By Phil Raschke, Lakewood
I like Pierce Transit. What I don’t like is their huge operating expenses underwritten by taxpayers.
The recent Pierce Transit mailer “Proposition 1 Facts and Info” notes only 17% of their costs are covered by fares. Nearly 80% of their budget comes from you and me through the local sales tax and other taxes. While they say they can’t operate in the black due to the economic downturn, they continue to award million dollar annual raises to their employees with the next one scheduled for this coming July 2011.

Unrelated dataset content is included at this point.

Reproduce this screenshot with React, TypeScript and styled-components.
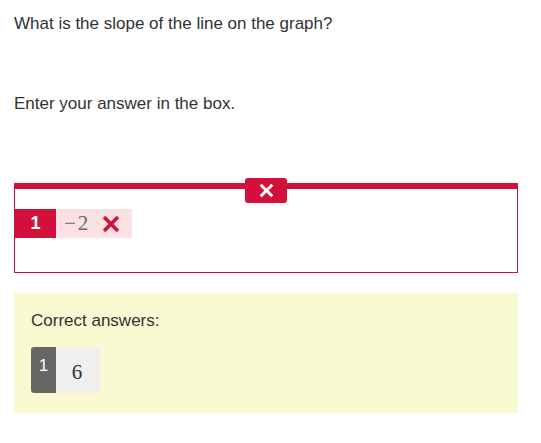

According to a recent News Tribune story, Pierce Transit wages grew $6.7 million or 13% from 2007 to 2009 while sales tax revenue fell $40 million. The News Tribune also says median earnings for the agency’s transit operators in 2009 was $58,889. With overtime, some made over $90,000.
What about benefits? The News Tribune reported Pierce Transit employees only pay $110 toward the $1,375 monthly cost of a family health plan. This comes to $15,000 added cost per employee plus 35 paid days of holiday, sick leave and vacation.
Additionally, senior managers make over $110,000 and entry Level I mechanics start at $22.67 an hour plus benefits.
Also, a $1.7 million cost of living increase was given in 2010. By 2015, overall employee compensation is projected to rise nearly 40%.
The Seattle Times reported Pierce Transit drivers are paid more money than drivers in Newark, NJ, Pittsburgh, PA and Minneapolis, MN!
Now Pierce Transit says it just raised fares to $2.00 with free transfers. They don’t mention, however, that they didn’t raise fares on the Pierce Shuttle fleet. A one person door to door ride on your own personal Pierce Shuttle cost only $1.50 round trip. No wonder they lose money.
The Pierce Transit mailer also states the proposed tax increase is only 3 cents on a $10 purchase. This could easily average $75 to $90 or more per taxpayer, however, and a News Tribune editorial indicates Pierce Transit is sitting on millions in cash reserves, but doesn’t want to spend them.
If Pierce Transit can’t close its budget gap with current revenue and cash reserves, perhaps additional fare increases, reduced routing during non-peak, low passenger hours or temporary benefit reductions should be taken before asking taxpayers for more money.
Personally, I am feeling a little tapped out lately. How about you?